I knew that if I didn’t refuel in Wicannia I wasn’t going to make it to Broken Hill but my GPS told me their was a refueling point about halfway between the two and the owner in Noona had corroborated this.
I kept up a reasonable pace of around 110kmh until I got to the point where the GPS told me the servo should be, only to find ……… nothing.
Hmm, bit of a worry, better reduce the rate of knots and see whether I can eke out a bit better fuel consumption … according to my calculations I was going to end up around 50km short of The Yabba (Broken Hill) but with around a litre left in the Burgie tank a fuel stop /motel appeared like an oasis in the desert on my right.
After a brief stop I hit the road again as I was determined that there would be no riding at dusk in this neck of the woods as I knew the risk of unintended contact with large mammals would be pretty high once they started to come out for a feed.
Arriving in Broken Hill just before 6pm I went to my usual campsite only to have them recommend the other campground at the opposite end of town (Adelaide road). Checking in, I had the camping lawn all to myself and set up tent before heading into town to stock up on groceries for that night, and the next few days in the desert.

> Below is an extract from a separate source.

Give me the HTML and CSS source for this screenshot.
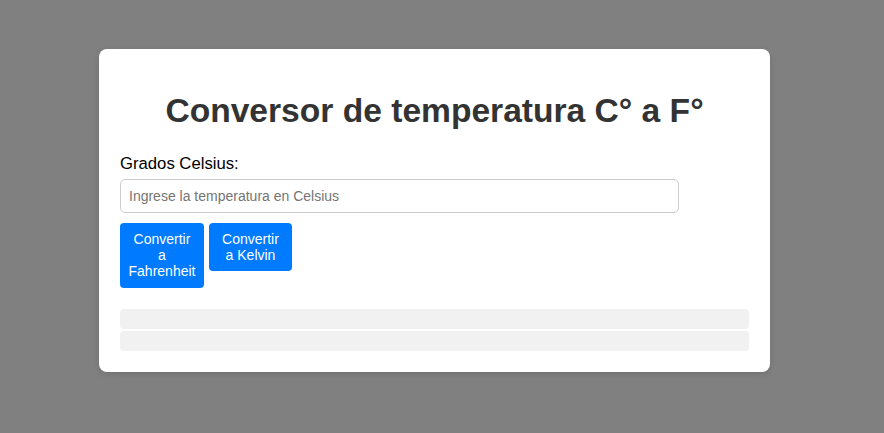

Day 5 – Broken Hill to Cameron Corner – 450km
Today was the day the real adventure started and my plan was to make Innamincka that night – a distance of around 800km.
It was with la ittle trepidation that I headed North up the Silver City Highway to Tibooburra. The first indication that all may not be what it seems is when I left the caravan park. I got chatting with one of the park attendants who told me that the road to Tibooburra was 50/50 bitumen and gravel - NOT fully bitumen as I had expected. Hmm, maybe I need to revise my travel schedule a little bit.
I fuelled up and headed North 175k to my first stop Packsaddle, which is the only refueling stop before Tibooburra. Around 15kms out of Broken Hill I hit the first short section of dirt at Stephens Creek and this was followed by further sections of bitumen and dirt each of equal length of 10-25kms, providing some initial relief.
Temperatures were starting to soar, however, and the Packsaddle stop was a welcoming sight.